I took my time at first and rested often in whatever shade I could find, even lying on my back on a space blanket to blunt the points of whatever prickly ass plant it was and with only my head in the shade. Ouch! I would come upon and pass other hikers. Rounding a large sagebrush I came upon Dwayne lying on a picnic table with his pants around his ankles and sunning his inflamed genitalia. Yikes! I silently passed on by. I was moving pretty well by the end of the day, and the next day was easier still. Soon I developed a steady pace and extended times between breaks and suddenly I was out in the lead and never looked back. Hik-A-Nation evolved from a single file death march through San Francisco to a motley group bunched up behind a bewildered Jeannie, who had lost her magic somewhere in the urban maze. She turned her map around and around and put a finger to her chin and said, "I think it's this way..." The motley group marched on.
Over subsequent days and weeks stragglers dropped out and returned home.
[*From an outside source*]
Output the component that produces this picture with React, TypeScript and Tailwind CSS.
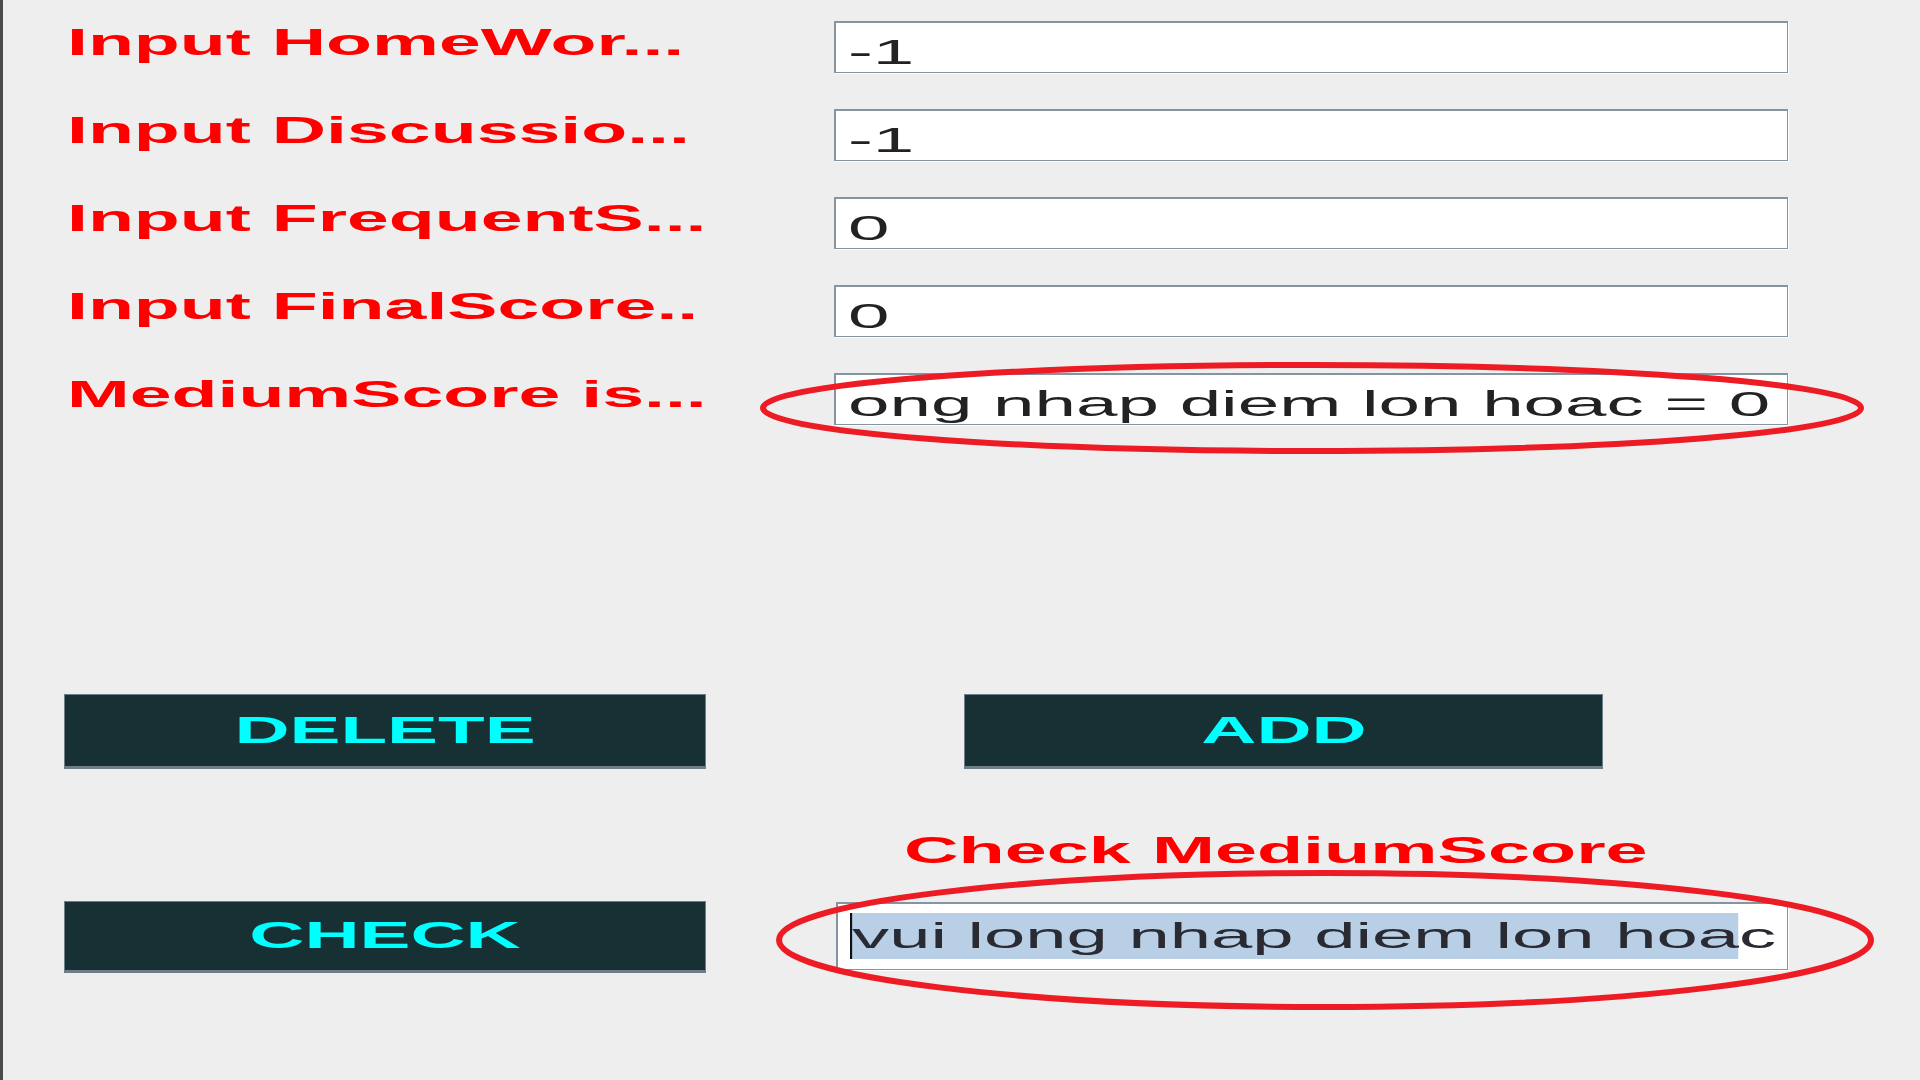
import React from 'react';

const rows = [
  { label: 'Input HomeWor...', value: '-1' },
  { label: 'Input Discussio...', value: '-1' },
  { label: 'Input FrequentS...', value: '0' },
  { label: 'Input FinalScore..', value: '0' },
  { label: 'MediumScore is...', value: 'ong nhap diem lon hoac = 0' },
];

const Label = ({ text }: { text: string }) => (
  <span className="inline-block origin-left scale-x-[2.09] whitespace-pre text-[36px] font-bold leading-[36px] text-[#ff0000]">
    {text}
  </span>
);

const Field = ({ value }: { value: string }) => (
  <div className="h-[52px] w-[954px] overflow-hidden border-2 border-r border-b border-[#8494a3] bg-white pl-[12px] pt-[11px] shadow-[1px_1px_0_#ffffff]">
    <span className="inline-block origin-left scale-x-[2.13] whitespace-pre text-[35px] leading-[36px] text-[#222]">
      {value}
    </span>
  </div>
);

const DarkButton = ({ text, className }: { text: string; className: string }) => (
  <div
    className={`flex items-center justify-center border border-b-[3px] border-[#6f7d89] bg-[#163033] ${className}`}
  >
    <span className="inline-block scale-x-[2.12] text-[36px] font-bold leading-[36px] text-[#00ffff]">{text}</span>
  </div>
);

export default function App() {
  return (
    <div className="relative h-[1080px] w-[1920px] overflow-hidden bg-[#eeeeee] font-['Liberation_Sans',Arial,sans-serif]">
      <div className="h-full border-l-[3px] border-[#4b4b4b] pt-[21px]">
        {/* input rows */}
        <div className="flex flex-col gap-[36px]">
          {rows.map((r) => (
            <div key={r.label} className="flex h-[52px] items-center">
              <div className="mb-[7px] w-[831px] pl-[64px]">
                <Label text={r.label} />
              </div>
              <Field value={r.value} />
            </div>
          ))}
        </div>

        {/* DELETE / ADD */}
        <div className="mt-[269px] flex pl-[61px]">
          <DarkButton text="DELETE" className="h-[75px] w-[642px]" />
          <DarkButton text="ADD" className="ml-[258px] h-[75px] w-[639px]" />
        </div>

        <div className="mt-[64px] h-[36px] pl-[901px]">
          <span className="inline-block origin-left scale-x-[2.1] whitespace-pre text-[36px] font-bold leading-[36px] text-[#ff0000]">
            Check MediumScore
          </span>
        </div>

        {/* CHECK + result */}
        <div className="mt-[32px] flex items-start pl-[61px]">
          <DarkButton text="CHECK" className="h-[72px] w-[642px]" />
          <div className="ml-[130px] mt-[1px] h-[68px] w-[952px] overflow-hidden border-2 border-r border-b border-[#8494a3] bg-white pl-[12px] pt-[9px] shadow-[1px_1px_0_#ffffff]">
            <span className="inline-block origin-left scale-x-[2.12] whitespace-pre text-[35px] leading-[46px] text-[#2a2a33]">
              <span className="inline-block border-l border-[#111] bg-[#b8cfe6] leading-[46px]">vui long nhap diem lon hoa</span>
              <span>c</span>
            </span>
          </div>
        </div>
      </div>

      {/* red annotation ovals */}
      <svg className="pointer-events-none absolute left-0 top-0" width="1920" height="1080" viewBox="0 0 1920 1080">
        <ellipse cx="1312" cy="408" rx="549" ry="43" fill="none" stroke="#ed1c24" strokeWidth="6" />
        <ellipse cx="1325" cy="940" rx="546" ry="67" fill="none" stroke="#ed1c24" strokeWidth="6" />
      </svg>
    </div>
  );
}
The group morphed into stalwart troupers. Various pathfinding and guiding theories were tested and booed. Hikers acquired maps of their own and sorted out into compatible groups. One especially stalwart Barry would set out in advance at the break of day and flag trees and bushes with colorful forest service tape. Then one fine day in Nevada the stalwart and intrepid groups caught up with a bewildered Barry, and Hik-A-Nation became a leaderless nomadic tribe pioneering across the desert Southwest. I had found my family home. Hik-A-Nation Changed my
Life for Good and Forever...
To this day I live like a backpacker in the wilderness even though I am living in Richmond, Virginia, in a beautiful condo apartment home of my own design and making. I eat and drink and poop and pee like a backpacker, dress and walk and sit in the lotus position on the ground and floor and furniture and talk and crack wise and laugh like a backpacker, wash my face in a stream of cold water in the morning and wipe it with a cloth like a bandana, carry toilet paper and paper napkins with me to blow my nose and wipe my butt and other messes. Life don't get better than that. Sometimes I even go out and do it all in the wilderness.